The promised Fatinitza arrives, but turns out to be an old woman of the same name. Julian and Wladimir produce a letter from the "real" Fatinitza, "discovering" that she died of grief when separated from the General. In her memory, he gives his niece to "Fatinitza's brother".
Although rarely performed today, at the time, Fatinitza was an international success. The composer, lyricists, and theatre would reunite for two more international successes in their next two productions: Boccaccio (1879), Suppé's best-known and most popular operetta; and another cross-dressing army opera in Donna Juanita [de] (1880). However, after these successes, Suppé's later operettas proved less popular with audiences, and, according to the musicologist Andrew Lamb, were also of lower quality.
The work was translated back to French by Felix Coveliers for a production at the Fantaisies-Parisiennes in Brussels, which opened on 28 December 1878, despite concerns from Scribe's widow. However, in Paris, she refused permission for the Gaîté to mount the work in that form, and the directors of the Théâtre des Nouveautés, Boulevard des Italiens therefore procured a much altered libretto from Alfred Delacour and Victor Wilder, and in this form the Paris première was produced at that theatre on 15 March 1879, with costumes by Grévin, running for 59 nights. Revived in April 1882, the production received 55 more performances, with Marguerite Ugalde in the title role.

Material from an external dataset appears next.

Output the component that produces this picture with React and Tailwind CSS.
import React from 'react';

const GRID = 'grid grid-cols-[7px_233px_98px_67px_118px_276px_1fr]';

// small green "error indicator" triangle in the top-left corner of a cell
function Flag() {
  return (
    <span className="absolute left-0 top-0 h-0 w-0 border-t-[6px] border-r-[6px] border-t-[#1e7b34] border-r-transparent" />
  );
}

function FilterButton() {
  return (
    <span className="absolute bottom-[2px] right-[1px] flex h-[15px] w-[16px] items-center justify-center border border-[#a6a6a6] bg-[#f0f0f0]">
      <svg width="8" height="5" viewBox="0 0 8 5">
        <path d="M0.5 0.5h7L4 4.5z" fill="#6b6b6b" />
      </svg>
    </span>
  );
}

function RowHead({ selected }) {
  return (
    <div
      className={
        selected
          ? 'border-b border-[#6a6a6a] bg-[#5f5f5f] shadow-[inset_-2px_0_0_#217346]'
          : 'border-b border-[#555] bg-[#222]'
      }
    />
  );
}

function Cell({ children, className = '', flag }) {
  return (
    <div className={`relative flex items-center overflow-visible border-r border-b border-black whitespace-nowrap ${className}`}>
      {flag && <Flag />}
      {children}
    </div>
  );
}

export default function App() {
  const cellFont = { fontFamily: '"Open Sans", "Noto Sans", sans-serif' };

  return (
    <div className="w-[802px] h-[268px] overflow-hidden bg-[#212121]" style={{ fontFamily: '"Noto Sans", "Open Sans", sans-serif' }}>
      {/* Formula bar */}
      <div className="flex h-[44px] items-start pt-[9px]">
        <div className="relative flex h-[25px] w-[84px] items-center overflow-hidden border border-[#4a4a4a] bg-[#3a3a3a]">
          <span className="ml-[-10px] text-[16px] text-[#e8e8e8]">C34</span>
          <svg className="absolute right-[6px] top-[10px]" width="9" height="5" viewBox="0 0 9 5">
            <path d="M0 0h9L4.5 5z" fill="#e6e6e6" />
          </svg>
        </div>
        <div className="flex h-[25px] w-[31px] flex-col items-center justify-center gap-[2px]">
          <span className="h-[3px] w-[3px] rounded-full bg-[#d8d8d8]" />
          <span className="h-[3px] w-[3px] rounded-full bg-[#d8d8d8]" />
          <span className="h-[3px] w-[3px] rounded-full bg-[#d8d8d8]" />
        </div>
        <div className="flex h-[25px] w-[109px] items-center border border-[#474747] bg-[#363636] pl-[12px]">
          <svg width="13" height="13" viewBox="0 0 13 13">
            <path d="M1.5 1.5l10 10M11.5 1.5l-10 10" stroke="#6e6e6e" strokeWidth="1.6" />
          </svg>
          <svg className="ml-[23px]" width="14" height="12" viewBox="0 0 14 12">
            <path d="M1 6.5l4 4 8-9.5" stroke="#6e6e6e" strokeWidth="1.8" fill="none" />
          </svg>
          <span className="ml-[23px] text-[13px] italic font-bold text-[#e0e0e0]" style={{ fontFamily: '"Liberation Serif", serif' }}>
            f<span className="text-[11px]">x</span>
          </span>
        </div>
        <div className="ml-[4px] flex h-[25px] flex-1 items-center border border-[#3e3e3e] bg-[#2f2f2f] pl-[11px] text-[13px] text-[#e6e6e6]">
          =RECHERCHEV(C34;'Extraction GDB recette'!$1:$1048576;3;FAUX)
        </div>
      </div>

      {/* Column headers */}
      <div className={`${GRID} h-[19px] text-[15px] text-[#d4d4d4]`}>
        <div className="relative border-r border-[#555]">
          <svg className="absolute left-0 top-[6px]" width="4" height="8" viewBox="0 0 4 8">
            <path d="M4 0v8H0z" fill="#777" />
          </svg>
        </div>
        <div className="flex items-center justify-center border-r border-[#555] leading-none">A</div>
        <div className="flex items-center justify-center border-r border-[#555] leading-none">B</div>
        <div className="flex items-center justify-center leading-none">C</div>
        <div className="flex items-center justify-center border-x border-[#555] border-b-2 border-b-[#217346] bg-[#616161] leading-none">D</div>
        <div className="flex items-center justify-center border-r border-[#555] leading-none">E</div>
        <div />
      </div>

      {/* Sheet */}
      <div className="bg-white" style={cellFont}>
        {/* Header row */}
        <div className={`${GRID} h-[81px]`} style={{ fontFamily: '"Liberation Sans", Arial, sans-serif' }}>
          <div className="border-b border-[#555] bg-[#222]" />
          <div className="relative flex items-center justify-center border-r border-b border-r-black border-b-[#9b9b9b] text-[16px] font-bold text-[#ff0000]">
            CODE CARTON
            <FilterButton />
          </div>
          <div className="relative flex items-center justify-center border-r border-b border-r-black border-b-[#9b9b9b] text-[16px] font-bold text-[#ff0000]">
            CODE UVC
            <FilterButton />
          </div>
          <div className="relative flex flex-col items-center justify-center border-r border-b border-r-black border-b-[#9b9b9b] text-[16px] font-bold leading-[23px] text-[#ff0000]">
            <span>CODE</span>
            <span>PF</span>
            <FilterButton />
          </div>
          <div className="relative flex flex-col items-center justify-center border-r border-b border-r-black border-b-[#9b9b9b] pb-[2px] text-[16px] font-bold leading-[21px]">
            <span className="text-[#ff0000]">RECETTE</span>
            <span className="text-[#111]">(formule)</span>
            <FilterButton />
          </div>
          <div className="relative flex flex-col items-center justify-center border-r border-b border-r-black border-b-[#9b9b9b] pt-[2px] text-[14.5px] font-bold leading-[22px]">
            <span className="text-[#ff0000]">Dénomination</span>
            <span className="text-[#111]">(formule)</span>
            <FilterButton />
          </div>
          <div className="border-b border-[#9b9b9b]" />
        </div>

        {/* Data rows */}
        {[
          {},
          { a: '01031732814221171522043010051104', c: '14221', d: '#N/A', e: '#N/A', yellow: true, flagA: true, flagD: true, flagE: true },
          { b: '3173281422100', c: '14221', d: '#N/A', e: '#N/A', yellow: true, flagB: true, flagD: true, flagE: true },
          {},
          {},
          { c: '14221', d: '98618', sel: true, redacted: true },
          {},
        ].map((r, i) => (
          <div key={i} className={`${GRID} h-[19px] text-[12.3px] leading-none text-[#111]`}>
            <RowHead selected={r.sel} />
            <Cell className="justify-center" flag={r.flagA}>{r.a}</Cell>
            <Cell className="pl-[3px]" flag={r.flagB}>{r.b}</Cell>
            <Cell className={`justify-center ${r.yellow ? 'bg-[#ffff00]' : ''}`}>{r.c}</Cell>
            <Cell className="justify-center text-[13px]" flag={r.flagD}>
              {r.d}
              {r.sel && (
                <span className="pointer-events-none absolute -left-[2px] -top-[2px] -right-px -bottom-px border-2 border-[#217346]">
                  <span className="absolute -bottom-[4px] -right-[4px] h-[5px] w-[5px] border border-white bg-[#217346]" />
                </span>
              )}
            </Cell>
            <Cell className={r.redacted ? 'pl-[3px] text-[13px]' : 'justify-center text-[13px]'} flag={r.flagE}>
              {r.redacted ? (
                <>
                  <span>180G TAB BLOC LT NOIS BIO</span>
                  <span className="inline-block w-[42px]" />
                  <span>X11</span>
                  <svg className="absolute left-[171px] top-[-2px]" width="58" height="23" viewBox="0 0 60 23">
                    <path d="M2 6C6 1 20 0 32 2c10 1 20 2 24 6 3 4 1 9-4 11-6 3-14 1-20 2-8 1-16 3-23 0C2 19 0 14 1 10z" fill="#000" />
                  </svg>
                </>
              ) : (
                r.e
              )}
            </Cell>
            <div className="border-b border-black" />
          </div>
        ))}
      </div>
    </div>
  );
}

Other early translations include an 1876 Czech translation by E. Züngel for a performance in Prague; two Swedish versions for 1876 Stockholm performances by A. Lindgren and E. A. Wallmark, respectively; an 1877 Italian translation by V. A. Bacichi for a performance in the Teatro Sannazaro, Naples; English translations for the Alhambra Theatre, London in 1878 by H. S. Leigh; and by J. B. Polk for an 1879 New York production; an 1879 Polish translation performed in Lemberg; a Portuguese translation by Ed. Garrido and A. Azevedo for an 1881 Rio de Janeiro production; an 1887 Estonian translation performed in Tartu, and an 1899 Croatian translation by V. Badalić, for a Zagreb production.